US CONSUMER CONFIDENCE: MANY HAPPY RETURNS? (c) Leo Haviland August 23, 2012

As America travels toward Labor Day, it pays to review the nation’s consumer confidence. Assorted measures perform as signposts to assess consumer attitudes and actions. For many, the United States stock marketplace (think of an “overall” benchmark such as the S+P 500) is one. The Conference Board’s United States Consumer Confidence Index is another widely watched indicator. Trends for the United States stock battleground do not precisely mirror those in the Consumer Confidence Index (“CCI”). Weathervanes such as the S+P 500 of course do not derive all their revenues or influences directly from Main Street dwellers or from American sources. The US, as the ongoing worldwide economic crisis that emerged in mid-2007 underscores, intertwines with Europe, China, Japan, and other countries around the globe. However, over the past several decades, there has been a rough link in the major patterns of the S+P 500 and the CCI. And many believe that major trends in US equities tend to parallel those of the American economy as a whole.
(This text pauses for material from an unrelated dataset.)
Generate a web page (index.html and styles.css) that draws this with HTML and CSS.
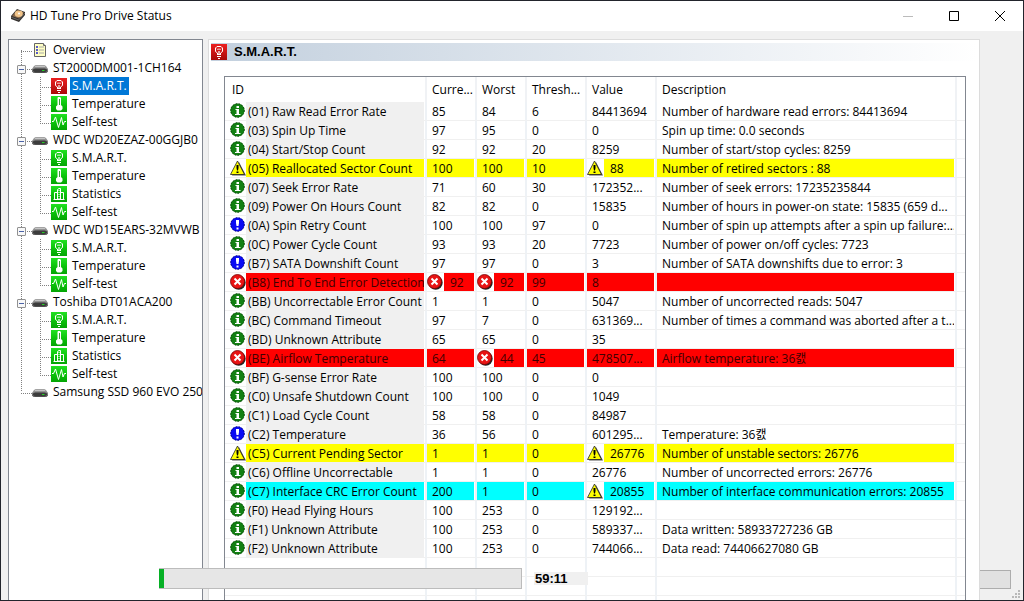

Stare at the S+P 500’s extensive ascent from its March 2009 abyss to its current new rally height on 8/21/12 over 1425, particularly the noteworthy stage from the October 2011 depth at 1075. Grandstanders might believe United States consumers generally are rather joyous, or that they soon will become so. The CCI indeed has climbed significantly from its February 2009 valley of 25.3 (the deepest of the 1967-present period). However, the CCI’s subsequent highs around 72.0 (February 2011 and February 2012) lurk far beneath those of 2000 and 2007 (January 2000’s 144.7 and July 2007’s 111.9). July 2012 flutters at a modest 65.9.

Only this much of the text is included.